> _Data lines_:
■ ■ ■ ■ ■ ■ ■
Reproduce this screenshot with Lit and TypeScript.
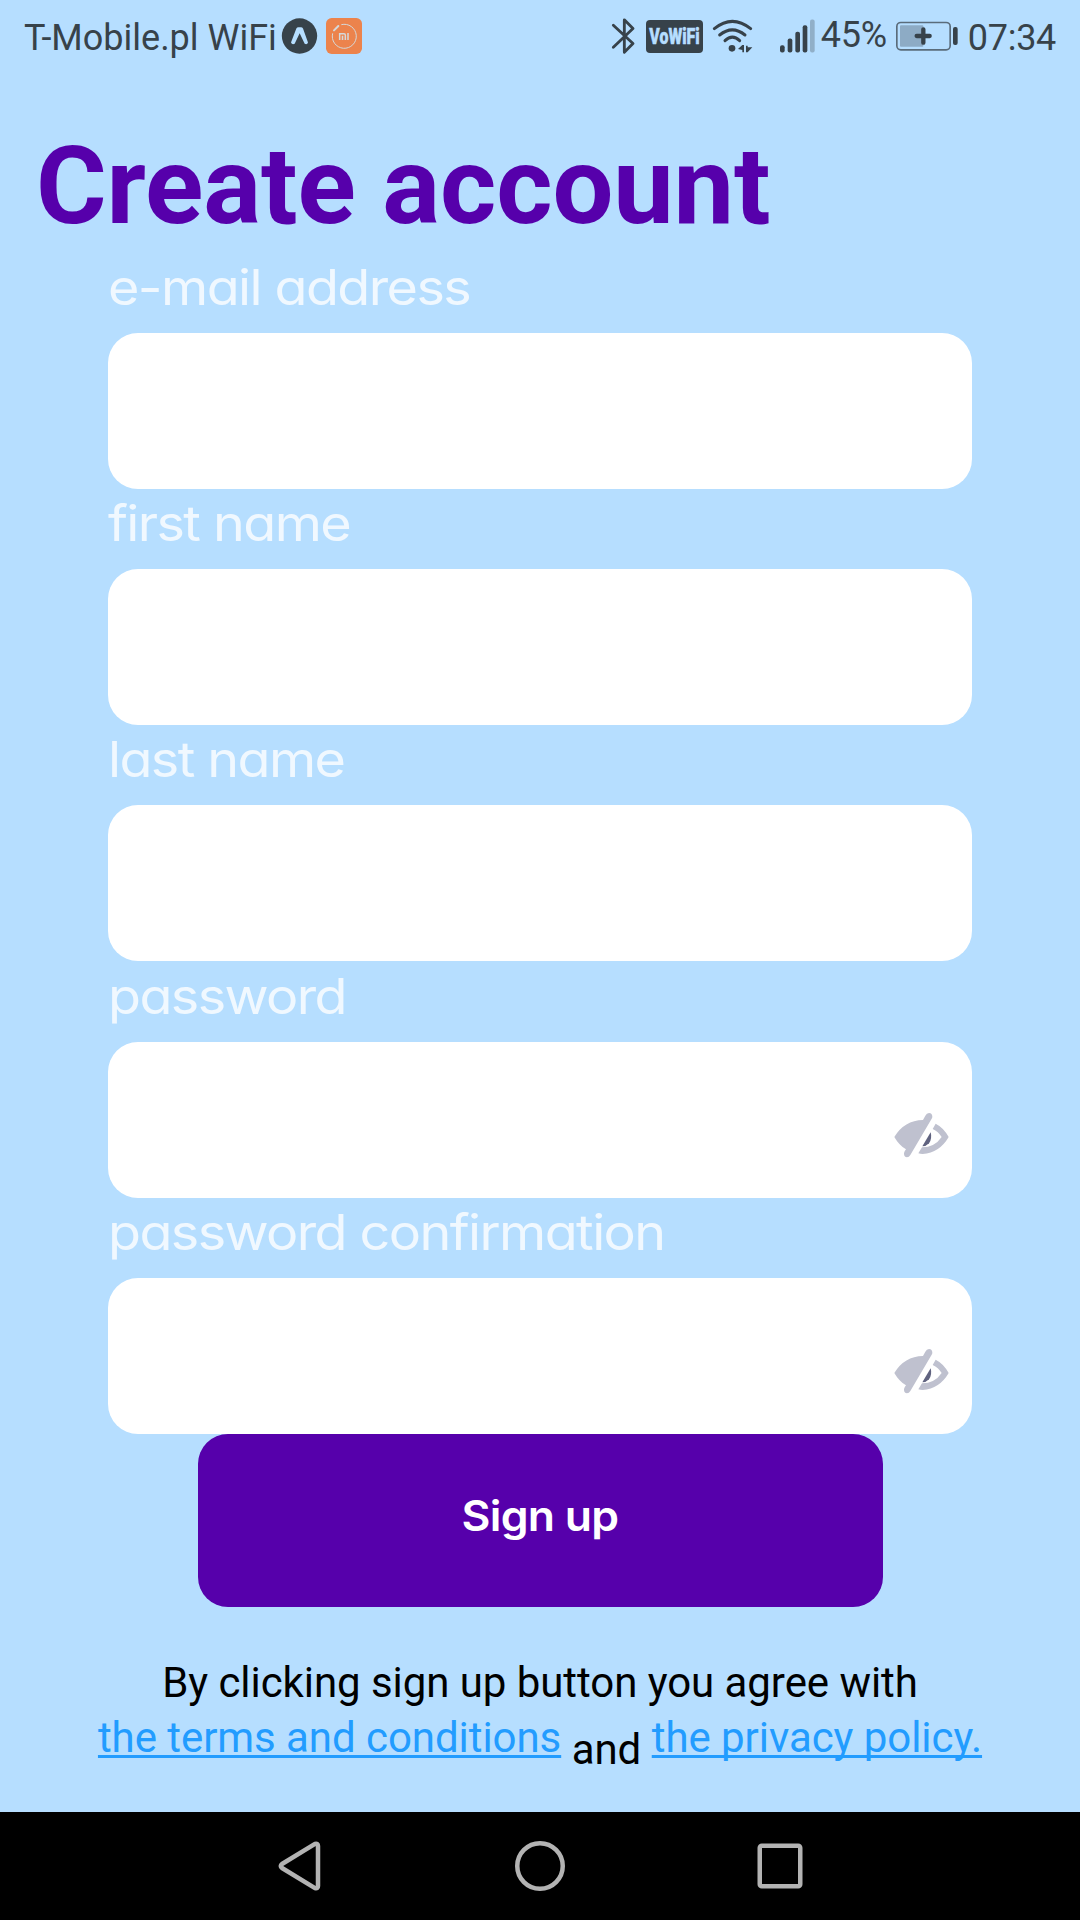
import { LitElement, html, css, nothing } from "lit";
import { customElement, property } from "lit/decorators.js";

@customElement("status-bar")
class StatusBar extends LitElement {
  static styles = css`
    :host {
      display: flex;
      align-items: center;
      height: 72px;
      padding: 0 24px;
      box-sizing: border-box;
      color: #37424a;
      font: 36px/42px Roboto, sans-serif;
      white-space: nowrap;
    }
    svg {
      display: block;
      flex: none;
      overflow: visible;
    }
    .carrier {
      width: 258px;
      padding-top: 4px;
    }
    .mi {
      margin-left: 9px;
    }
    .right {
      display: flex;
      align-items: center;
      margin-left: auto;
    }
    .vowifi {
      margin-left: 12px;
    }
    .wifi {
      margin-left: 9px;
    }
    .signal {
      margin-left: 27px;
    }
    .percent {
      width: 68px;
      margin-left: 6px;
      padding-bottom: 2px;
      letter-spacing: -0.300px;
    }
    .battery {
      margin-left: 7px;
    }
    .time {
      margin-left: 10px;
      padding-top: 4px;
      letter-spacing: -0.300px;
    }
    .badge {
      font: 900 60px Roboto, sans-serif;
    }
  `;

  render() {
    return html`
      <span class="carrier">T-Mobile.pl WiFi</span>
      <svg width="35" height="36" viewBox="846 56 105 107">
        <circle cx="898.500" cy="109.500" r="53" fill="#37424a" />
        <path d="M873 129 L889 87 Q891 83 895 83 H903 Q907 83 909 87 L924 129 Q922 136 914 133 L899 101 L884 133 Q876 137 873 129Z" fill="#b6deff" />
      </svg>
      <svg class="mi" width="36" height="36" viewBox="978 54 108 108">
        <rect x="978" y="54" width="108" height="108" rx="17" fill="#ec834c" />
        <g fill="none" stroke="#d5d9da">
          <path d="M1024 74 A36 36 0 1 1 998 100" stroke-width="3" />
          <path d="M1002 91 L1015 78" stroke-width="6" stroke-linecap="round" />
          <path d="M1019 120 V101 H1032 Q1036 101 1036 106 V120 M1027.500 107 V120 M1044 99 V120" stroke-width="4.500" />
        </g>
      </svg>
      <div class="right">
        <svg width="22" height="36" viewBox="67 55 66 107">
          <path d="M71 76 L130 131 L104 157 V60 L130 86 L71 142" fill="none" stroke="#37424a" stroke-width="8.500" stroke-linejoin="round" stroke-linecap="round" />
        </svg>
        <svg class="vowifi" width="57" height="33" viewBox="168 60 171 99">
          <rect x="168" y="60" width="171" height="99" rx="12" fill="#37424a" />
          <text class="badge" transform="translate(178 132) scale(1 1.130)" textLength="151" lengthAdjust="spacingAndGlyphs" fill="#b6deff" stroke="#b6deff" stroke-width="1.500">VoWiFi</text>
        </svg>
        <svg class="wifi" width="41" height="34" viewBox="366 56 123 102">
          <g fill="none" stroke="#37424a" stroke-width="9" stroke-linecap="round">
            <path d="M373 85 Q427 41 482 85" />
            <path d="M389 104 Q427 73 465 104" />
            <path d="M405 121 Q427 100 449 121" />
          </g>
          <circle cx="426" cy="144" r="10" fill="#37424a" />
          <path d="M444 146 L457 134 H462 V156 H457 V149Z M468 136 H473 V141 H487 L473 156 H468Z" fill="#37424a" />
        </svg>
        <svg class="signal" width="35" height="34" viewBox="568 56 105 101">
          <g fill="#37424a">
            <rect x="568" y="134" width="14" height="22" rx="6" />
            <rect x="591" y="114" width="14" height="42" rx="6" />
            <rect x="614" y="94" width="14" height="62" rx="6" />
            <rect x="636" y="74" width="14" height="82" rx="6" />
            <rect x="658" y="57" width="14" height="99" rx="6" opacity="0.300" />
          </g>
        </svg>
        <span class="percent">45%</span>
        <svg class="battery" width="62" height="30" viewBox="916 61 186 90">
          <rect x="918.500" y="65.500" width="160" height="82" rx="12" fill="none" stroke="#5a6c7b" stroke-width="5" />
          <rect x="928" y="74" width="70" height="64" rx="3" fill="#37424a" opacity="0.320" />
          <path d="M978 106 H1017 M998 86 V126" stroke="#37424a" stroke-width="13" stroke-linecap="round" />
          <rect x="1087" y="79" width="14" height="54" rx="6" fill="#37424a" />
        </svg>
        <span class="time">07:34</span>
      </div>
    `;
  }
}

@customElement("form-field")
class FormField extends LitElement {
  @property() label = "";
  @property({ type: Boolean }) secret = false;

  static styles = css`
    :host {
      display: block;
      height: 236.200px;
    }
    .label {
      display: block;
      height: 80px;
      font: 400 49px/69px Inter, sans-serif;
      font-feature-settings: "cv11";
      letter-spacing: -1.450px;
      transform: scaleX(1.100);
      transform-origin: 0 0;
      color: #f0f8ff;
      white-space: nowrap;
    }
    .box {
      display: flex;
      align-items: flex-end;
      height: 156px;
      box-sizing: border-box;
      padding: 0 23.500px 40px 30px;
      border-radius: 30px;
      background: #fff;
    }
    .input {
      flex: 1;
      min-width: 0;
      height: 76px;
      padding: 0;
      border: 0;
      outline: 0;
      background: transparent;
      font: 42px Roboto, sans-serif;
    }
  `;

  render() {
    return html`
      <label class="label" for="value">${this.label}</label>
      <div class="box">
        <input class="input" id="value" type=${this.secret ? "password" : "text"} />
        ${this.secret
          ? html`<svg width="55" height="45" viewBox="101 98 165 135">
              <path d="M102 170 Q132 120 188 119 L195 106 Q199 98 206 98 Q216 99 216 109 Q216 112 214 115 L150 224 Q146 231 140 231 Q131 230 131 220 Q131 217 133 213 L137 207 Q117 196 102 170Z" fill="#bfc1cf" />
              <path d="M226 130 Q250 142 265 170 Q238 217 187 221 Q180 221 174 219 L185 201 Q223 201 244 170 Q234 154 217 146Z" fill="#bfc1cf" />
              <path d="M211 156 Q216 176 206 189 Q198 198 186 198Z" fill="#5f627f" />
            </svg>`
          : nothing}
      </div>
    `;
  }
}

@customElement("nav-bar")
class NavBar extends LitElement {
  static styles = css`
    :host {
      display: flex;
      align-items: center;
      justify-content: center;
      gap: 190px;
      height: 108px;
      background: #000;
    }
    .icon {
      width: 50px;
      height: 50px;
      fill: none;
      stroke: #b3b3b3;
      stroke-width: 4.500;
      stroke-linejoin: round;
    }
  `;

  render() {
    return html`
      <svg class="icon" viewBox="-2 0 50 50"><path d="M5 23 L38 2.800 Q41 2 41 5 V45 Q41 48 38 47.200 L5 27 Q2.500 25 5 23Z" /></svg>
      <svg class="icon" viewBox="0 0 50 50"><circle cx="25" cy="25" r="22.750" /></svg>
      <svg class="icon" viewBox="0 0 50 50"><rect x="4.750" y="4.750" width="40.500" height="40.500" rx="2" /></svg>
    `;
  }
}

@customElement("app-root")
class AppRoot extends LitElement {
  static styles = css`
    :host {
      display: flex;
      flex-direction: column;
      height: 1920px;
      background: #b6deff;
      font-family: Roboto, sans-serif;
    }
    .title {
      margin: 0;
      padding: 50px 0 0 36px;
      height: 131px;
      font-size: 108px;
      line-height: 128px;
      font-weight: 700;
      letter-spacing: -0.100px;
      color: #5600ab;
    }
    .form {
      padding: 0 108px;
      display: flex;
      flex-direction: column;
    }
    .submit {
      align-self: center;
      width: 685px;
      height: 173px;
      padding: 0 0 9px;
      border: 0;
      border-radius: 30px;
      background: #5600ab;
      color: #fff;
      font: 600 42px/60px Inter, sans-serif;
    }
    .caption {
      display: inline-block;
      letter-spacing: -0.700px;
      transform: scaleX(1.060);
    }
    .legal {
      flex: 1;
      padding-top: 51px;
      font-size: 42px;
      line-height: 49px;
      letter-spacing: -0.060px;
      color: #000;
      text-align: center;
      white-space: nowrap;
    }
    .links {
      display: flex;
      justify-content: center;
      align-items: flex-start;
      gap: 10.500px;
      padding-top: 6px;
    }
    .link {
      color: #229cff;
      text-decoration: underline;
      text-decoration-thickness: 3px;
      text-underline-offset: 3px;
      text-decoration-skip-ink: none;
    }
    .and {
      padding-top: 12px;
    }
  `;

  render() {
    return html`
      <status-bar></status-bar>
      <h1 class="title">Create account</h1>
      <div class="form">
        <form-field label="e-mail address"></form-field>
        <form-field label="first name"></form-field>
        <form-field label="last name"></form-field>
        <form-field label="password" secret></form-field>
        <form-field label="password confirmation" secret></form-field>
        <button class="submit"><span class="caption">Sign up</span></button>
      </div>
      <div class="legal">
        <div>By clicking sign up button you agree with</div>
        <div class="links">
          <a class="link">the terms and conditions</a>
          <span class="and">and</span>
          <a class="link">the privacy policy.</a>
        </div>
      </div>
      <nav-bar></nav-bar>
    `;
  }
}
■ ■ ■ ■ ■ ■ ■
> _Description of the task_: Copy out all lines that carry the word "this".

> _Correct result_:
Reproduce this screenshot with Lit and TypeScript.
      <label class="label" for="value">${this.label}</label>
        <input class="input" id="value" type=${this.secret ? "password" : "text"} />
        ${this.secret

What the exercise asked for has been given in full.